STATED GOAL → Gather each line of the records where "this" appears.
** start ENTRIES PROVIDED **
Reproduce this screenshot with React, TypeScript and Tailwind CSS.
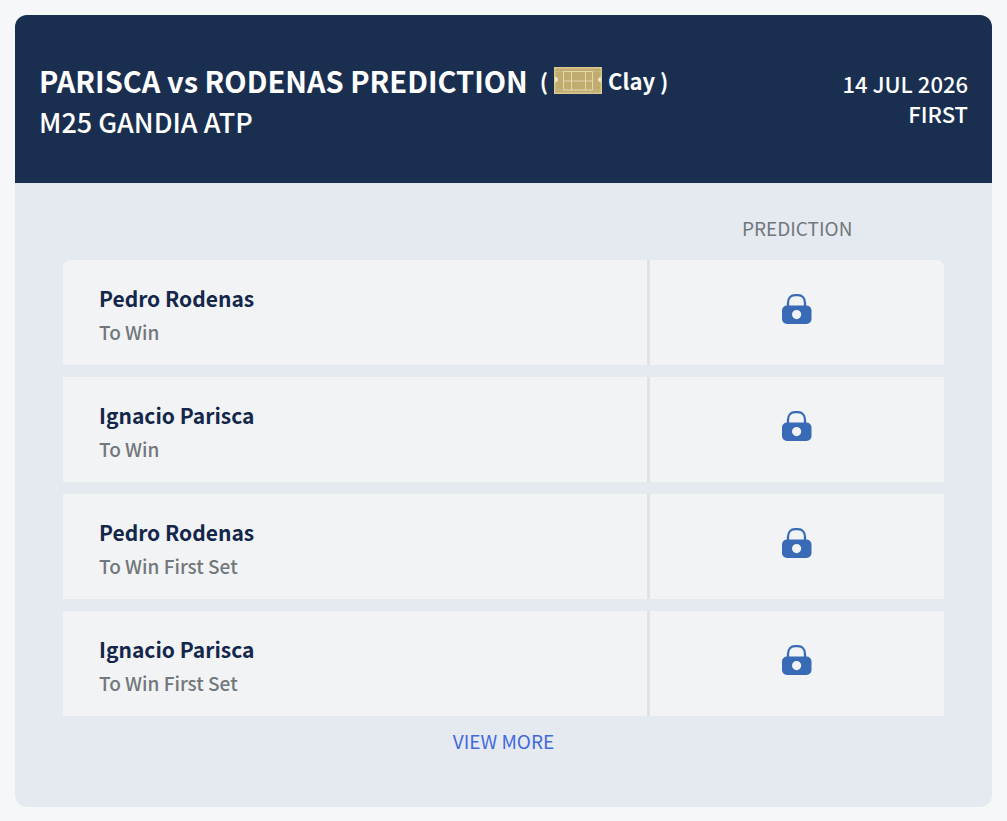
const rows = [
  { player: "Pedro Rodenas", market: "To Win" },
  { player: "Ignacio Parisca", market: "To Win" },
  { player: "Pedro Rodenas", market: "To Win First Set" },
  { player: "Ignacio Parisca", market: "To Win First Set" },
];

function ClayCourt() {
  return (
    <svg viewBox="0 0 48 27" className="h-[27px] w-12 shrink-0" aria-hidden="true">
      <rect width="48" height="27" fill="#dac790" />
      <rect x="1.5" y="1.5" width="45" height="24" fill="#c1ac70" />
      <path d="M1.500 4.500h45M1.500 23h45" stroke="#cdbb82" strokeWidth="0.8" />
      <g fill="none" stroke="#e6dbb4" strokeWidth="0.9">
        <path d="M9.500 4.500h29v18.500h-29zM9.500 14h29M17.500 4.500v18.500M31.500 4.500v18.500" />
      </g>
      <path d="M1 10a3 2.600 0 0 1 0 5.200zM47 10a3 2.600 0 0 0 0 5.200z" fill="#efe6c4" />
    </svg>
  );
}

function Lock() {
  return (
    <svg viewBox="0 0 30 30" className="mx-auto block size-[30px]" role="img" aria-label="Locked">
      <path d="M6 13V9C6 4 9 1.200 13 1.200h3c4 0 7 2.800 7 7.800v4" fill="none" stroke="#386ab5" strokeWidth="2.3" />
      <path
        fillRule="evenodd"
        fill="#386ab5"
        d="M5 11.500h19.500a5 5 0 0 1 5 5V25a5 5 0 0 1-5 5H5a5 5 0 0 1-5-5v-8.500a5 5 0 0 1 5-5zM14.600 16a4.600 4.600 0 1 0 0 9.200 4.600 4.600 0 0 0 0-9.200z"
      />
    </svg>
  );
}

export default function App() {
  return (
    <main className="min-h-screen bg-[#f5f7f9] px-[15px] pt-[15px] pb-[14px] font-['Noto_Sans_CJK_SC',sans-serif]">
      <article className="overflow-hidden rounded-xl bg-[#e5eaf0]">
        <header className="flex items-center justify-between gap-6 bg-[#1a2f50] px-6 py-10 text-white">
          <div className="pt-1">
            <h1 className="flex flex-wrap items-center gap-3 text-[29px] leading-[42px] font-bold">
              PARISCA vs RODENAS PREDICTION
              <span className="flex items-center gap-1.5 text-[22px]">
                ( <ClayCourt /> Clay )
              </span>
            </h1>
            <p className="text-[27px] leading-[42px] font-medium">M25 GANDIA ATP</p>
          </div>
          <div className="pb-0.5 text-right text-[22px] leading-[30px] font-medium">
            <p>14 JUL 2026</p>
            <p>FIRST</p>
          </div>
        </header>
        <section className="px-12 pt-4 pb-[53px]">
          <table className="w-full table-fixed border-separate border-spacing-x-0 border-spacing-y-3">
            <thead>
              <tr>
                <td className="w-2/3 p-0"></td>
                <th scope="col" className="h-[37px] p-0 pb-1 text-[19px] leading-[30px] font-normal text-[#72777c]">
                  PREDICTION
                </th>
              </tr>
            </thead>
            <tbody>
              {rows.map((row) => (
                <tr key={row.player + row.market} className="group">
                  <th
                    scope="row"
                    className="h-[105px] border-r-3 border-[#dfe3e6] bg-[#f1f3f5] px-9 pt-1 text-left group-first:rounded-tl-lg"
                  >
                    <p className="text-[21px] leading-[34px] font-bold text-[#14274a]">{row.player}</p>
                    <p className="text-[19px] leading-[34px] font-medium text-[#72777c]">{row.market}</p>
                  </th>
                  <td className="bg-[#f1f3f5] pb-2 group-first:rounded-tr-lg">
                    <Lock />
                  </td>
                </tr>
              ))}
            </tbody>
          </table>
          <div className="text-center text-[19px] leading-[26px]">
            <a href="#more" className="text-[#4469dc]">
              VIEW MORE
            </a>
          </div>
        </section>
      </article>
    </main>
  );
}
** end ENTRIES PROVIDED **
** start ENTRIES PROVIDED **
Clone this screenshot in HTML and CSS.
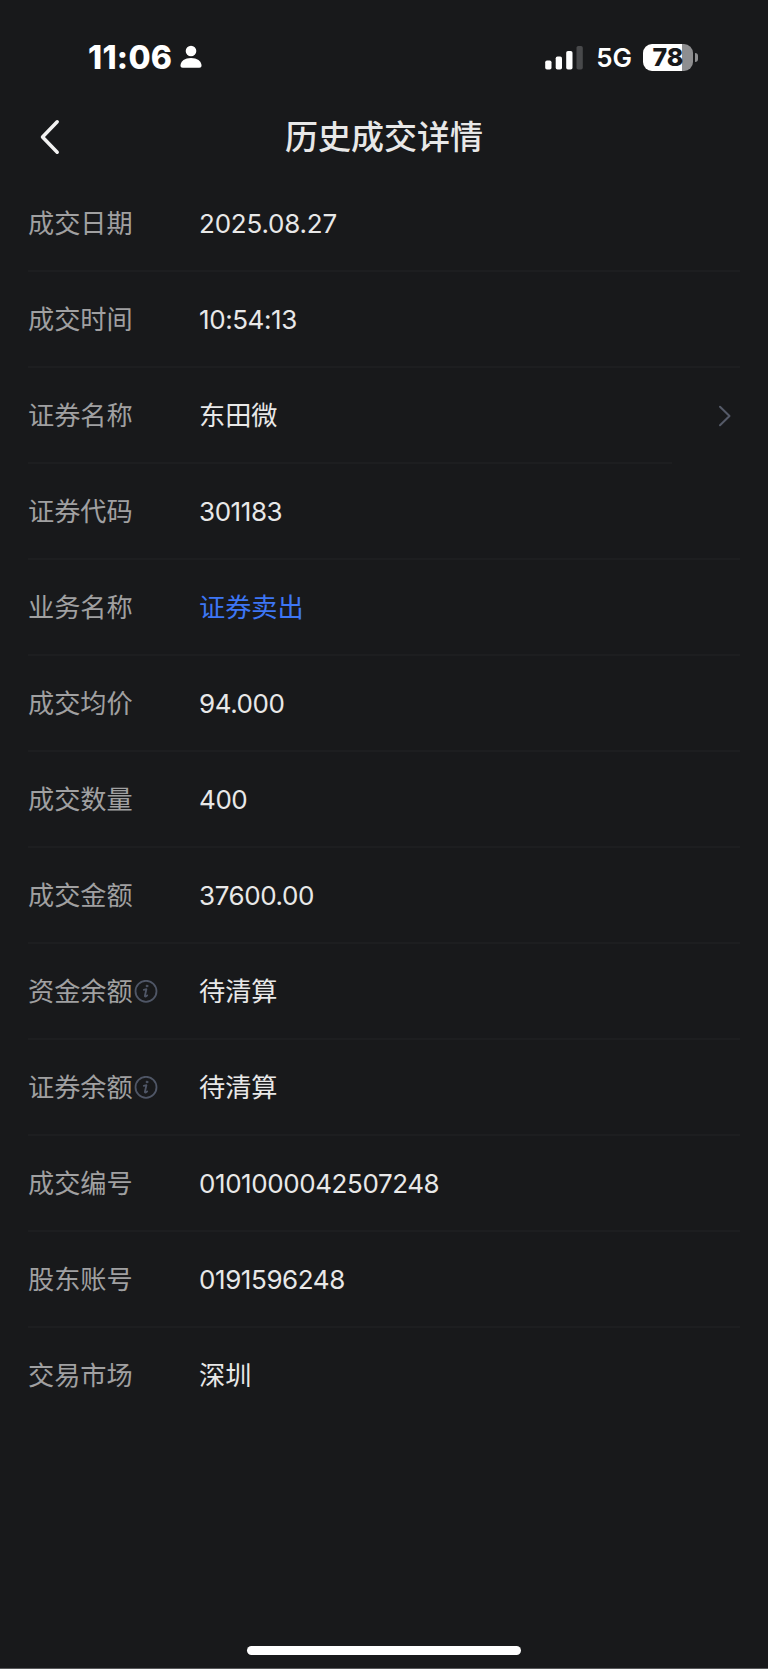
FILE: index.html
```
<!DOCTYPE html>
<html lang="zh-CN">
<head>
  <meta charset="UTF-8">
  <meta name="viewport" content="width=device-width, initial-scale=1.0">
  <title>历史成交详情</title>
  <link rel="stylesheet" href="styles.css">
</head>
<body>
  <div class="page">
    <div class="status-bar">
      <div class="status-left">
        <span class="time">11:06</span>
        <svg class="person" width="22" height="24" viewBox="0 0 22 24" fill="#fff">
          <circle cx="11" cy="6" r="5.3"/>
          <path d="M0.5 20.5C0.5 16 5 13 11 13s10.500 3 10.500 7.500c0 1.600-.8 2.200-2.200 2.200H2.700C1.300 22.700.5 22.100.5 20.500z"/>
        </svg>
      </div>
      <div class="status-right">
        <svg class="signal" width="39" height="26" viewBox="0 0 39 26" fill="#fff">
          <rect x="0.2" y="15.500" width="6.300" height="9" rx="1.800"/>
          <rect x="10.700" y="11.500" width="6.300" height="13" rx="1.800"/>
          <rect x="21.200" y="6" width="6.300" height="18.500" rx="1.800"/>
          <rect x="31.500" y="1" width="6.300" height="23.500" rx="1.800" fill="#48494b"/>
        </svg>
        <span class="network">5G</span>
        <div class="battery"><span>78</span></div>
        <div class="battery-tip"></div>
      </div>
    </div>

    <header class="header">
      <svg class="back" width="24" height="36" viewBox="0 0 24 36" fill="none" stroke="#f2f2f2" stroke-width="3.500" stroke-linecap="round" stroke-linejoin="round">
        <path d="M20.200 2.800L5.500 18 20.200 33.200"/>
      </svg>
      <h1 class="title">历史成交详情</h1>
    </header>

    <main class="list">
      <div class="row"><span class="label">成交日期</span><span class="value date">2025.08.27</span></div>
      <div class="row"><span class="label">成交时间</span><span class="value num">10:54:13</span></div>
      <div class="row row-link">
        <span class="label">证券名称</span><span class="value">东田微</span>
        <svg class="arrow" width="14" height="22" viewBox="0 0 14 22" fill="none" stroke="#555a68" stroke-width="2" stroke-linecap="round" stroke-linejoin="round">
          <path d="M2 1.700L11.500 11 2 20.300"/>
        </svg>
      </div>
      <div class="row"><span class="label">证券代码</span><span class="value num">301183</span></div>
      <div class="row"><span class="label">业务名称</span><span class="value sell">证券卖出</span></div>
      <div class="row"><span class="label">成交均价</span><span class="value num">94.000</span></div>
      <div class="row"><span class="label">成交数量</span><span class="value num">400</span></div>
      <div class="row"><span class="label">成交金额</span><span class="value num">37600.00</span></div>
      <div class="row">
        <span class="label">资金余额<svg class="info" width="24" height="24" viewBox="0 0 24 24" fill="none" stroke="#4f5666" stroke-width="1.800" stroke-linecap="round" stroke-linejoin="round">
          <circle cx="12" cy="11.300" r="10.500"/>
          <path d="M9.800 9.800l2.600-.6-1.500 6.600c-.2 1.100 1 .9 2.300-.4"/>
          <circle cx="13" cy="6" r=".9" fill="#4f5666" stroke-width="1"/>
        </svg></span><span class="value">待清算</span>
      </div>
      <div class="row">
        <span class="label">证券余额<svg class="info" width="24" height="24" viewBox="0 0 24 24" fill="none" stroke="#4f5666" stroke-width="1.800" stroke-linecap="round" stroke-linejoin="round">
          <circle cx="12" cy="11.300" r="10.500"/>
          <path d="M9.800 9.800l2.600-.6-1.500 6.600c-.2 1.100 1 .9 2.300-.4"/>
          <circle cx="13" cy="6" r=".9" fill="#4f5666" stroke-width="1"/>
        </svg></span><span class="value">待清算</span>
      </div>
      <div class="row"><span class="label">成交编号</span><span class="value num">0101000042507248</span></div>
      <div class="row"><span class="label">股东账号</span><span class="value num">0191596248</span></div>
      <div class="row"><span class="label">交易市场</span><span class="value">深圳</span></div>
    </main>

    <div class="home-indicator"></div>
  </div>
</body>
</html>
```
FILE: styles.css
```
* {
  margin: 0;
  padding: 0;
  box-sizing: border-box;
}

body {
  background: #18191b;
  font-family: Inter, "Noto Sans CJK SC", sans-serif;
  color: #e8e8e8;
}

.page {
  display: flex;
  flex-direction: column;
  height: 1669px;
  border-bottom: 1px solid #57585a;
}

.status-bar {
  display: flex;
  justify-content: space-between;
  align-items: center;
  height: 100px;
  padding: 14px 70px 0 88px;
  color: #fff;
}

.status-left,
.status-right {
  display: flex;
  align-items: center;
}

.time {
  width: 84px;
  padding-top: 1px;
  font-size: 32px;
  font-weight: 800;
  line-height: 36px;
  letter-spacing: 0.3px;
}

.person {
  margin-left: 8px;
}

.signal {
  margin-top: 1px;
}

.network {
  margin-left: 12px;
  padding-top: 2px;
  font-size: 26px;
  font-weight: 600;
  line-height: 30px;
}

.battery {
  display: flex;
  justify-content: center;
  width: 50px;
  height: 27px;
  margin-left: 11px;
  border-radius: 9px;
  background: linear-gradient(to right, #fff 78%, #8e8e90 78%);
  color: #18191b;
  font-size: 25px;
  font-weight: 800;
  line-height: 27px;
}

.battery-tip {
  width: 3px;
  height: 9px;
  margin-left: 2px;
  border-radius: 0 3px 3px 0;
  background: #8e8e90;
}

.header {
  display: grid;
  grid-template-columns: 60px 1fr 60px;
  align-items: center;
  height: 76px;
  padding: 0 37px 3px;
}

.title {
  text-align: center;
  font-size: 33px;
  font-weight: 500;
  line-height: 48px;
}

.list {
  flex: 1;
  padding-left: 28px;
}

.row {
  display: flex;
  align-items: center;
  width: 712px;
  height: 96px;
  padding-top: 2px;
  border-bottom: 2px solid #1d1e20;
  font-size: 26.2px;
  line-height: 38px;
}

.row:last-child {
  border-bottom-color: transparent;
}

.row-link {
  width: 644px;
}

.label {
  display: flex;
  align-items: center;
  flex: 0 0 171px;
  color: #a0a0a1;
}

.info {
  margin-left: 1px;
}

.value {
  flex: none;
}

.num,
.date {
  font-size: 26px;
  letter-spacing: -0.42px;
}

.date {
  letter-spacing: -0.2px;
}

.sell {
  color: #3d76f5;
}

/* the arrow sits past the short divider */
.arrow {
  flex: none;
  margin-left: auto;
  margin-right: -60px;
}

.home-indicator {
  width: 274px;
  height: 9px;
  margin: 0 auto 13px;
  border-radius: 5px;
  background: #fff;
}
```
** end ENTRIES PROVIDED **
RESULT →
Reproduce this screenshot with React, TypeScript and Tailwind CSS.
Clone this screenshot in HTML and CSS.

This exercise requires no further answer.